Moreover, in Hollandsworth v. Knyzewski, supra, our supreme court held that relocation alone is not a material change in circumstances and announced that there is a presumption in favor of relocation for custodial parents having primary custody. Our supreme court made it clear in Hollandsworth that the custodial parent no longer has the responsibility to prove a real advantage to herself or himself and to the children in relocating. Rather, the noncustodial parent has the burden to rebut the relocation presumption. The Hollandsworth court explained that the polestar in making a relocation determination is the best interests of the child, and that the court should take into consideration the following factors: (1) the reason for the relocation; (2) the educational, health, and leisure opportunities available in the location in which the custodial parent and children will relocate; (3) visitation and communication schedule for the noncustodial parent; (4) the effect of the move on the extended family relationships in the location in which the custodial parent and children will relocate, as well as Arkansas; (5) preference of the child, including the age, maturity, and the reasons given by the child as to his or her preference.
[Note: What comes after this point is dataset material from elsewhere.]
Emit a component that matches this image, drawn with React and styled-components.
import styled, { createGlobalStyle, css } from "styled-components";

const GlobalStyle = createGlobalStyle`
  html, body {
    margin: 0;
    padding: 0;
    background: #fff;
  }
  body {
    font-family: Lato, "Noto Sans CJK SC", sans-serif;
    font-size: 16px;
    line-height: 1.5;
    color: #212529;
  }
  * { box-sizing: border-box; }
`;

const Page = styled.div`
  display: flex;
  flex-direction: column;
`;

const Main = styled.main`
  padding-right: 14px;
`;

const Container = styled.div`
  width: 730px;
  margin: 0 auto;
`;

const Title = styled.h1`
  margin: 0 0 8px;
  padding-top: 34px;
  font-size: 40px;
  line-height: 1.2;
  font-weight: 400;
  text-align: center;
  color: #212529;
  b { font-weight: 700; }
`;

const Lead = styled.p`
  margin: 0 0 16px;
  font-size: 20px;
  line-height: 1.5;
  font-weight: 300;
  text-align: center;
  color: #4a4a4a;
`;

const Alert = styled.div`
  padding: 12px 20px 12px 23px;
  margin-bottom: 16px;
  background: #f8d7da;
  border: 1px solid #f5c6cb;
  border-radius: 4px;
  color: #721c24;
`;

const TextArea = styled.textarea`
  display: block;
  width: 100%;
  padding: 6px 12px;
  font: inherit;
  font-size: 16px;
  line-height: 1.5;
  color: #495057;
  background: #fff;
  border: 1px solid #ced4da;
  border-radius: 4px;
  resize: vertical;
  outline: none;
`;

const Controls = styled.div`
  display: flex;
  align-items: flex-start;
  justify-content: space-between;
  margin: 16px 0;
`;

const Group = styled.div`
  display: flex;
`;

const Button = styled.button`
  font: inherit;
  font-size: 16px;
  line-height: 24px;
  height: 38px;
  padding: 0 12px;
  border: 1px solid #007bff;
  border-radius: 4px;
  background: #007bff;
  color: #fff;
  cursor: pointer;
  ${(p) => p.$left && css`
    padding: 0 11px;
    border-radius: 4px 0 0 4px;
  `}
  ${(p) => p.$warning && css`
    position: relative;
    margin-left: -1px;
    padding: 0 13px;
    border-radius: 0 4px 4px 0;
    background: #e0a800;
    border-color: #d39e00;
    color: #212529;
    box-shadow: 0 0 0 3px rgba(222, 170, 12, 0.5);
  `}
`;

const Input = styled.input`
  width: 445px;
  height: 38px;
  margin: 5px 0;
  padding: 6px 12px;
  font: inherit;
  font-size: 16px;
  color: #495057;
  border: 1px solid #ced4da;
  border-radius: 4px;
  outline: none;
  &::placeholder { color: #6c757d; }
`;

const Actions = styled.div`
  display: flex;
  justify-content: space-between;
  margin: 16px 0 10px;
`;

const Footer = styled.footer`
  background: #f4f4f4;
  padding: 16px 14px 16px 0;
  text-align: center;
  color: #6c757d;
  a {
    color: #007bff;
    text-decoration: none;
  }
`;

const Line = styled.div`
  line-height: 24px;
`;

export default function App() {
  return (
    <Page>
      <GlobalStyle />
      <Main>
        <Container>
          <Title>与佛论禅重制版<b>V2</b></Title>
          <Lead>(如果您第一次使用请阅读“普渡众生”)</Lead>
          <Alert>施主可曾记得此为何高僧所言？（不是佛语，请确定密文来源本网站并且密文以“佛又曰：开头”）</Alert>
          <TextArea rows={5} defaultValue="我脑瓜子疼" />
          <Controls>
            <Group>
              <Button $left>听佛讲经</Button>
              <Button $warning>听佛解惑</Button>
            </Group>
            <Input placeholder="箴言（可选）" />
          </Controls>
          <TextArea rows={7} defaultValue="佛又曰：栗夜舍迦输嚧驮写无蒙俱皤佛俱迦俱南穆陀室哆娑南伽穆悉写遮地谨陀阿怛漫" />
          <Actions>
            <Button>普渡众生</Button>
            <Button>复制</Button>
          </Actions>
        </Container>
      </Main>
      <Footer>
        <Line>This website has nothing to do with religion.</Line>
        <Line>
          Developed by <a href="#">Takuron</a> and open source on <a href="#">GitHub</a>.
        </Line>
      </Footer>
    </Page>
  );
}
Here, the Hollandsworth factors were not addressed by the trial court, presumably because of the manner in which this case arose. That is, appellant had already moved to Texas, and the case was heard on appellee’s motion to change custody and to find appellant in contempt of court, and on appellant’s counter-motion for modification of visitation and support. However, in light of the Hollandsworth presumption in favor of relocation and its holding that relocation alone is not a material change of circumstances, we find that the trial court erred in deciding the custody issue without also addressing the factors set forth in Hollandsworth. We therefore reverse and remand the custody portion of the trial court’s decision in order for the court to decide the custody issue in conjunction with the Hollandsworth relocation factors.
Affirmed in part; reversed and remanded in part.
Pittman, C.J., and Gladwin, J., agree.